Listing
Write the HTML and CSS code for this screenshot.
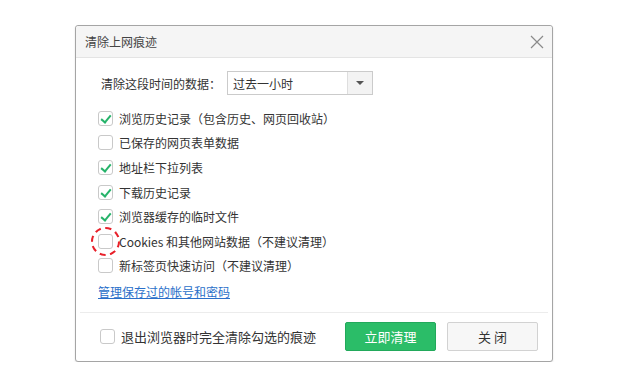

==

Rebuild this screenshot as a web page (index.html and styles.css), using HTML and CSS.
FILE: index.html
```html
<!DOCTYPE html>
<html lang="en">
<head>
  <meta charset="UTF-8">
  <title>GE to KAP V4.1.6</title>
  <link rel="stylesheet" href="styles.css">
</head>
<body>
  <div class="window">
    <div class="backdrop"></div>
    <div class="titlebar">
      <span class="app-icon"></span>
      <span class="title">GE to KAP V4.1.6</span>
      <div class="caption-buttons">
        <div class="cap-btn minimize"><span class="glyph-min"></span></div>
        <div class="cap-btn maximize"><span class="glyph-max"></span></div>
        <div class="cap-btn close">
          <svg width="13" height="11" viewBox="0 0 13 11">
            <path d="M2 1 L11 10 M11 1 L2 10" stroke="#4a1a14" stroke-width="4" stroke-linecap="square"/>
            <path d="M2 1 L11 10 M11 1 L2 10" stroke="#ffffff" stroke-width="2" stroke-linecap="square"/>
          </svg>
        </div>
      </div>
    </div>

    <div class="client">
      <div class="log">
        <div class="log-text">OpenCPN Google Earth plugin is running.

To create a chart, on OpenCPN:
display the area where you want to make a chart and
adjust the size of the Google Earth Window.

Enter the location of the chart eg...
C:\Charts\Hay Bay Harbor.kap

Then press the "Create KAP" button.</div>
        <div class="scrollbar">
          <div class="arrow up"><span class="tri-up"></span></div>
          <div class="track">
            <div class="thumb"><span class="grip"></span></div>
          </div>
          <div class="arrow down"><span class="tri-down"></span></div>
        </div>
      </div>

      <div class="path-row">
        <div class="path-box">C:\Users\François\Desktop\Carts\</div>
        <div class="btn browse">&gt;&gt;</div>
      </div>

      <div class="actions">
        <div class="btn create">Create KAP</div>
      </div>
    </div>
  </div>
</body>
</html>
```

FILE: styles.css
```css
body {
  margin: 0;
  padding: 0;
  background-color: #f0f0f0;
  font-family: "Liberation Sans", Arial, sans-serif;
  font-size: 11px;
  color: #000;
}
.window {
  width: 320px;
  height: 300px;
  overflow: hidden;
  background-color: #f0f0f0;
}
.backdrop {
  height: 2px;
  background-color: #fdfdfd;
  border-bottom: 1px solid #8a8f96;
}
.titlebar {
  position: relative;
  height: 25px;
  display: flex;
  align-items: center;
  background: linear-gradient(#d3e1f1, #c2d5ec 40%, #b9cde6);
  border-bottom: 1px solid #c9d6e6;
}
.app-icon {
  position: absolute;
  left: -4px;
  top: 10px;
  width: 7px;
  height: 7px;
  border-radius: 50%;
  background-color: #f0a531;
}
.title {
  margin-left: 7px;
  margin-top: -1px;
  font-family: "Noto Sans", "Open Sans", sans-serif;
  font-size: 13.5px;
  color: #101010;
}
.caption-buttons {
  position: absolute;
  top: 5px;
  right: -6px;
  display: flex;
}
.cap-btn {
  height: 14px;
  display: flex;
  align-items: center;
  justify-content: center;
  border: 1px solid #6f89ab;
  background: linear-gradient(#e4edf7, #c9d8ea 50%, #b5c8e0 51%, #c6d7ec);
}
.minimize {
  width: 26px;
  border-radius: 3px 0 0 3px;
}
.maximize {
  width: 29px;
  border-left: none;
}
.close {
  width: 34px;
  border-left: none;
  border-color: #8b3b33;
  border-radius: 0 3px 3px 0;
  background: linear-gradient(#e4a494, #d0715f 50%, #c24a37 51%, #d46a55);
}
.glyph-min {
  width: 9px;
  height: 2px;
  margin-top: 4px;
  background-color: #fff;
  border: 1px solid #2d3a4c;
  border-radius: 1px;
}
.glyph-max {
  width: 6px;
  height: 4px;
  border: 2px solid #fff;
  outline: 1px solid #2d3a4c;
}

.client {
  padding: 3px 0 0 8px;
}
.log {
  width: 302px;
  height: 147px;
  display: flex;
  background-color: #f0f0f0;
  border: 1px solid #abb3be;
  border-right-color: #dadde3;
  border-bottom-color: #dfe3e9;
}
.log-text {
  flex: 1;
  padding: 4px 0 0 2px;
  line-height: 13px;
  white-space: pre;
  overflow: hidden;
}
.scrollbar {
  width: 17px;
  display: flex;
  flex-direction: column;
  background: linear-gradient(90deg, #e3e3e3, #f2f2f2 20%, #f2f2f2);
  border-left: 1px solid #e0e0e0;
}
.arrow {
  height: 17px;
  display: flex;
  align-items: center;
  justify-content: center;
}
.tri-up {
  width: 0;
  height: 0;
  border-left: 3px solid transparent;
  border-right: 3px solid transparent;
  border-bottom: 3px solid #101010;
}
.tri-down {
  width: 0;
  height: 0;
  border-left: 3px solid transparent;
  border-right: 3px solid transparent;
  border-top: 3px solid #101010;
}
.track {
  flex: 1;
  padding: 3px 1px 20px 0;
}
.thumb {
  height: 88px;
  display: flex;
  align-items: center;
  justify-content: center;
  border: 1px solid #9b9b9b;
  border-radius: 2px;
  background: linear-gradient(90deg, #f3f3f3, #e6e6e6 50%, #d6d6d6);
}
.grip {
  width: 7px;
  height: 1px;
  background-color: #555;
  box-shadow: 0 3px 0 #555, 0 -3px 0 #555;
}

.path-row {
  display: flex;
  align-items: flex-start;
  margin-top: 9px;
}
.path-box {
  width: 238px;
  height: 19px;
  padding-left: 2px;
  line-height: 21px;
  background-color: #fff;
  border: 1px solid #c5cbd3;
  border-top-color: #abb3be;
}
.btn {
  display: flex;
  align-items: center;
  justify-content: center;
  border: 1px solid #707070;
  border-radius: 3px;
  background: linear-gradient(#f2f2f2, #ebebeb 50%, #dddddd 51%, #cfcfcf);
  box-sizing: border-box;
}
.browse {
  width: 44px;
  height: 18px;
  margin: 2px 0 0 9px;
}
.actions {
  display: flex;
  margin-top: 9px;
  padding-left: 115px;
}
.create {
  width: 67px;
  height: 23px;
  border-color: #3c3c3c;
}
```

--

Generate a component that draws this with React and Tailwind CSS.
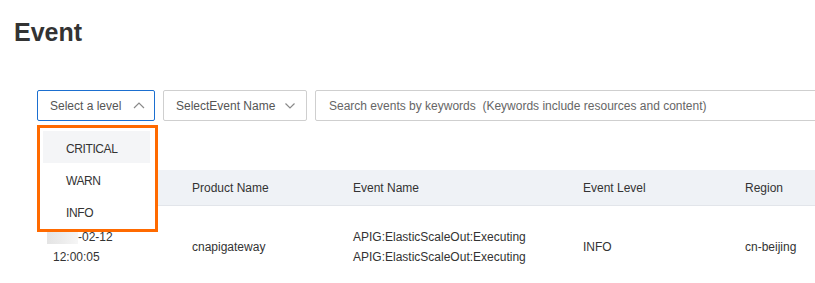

Your objective
Copy out all lines above that include the string "styles".

Reply to the exercise
Rebuild this screenshot as a web page (index.html and styles.css), using HTML and CSS.
  <link rel="stylesheet" href="styles.css">
FILE: styles.css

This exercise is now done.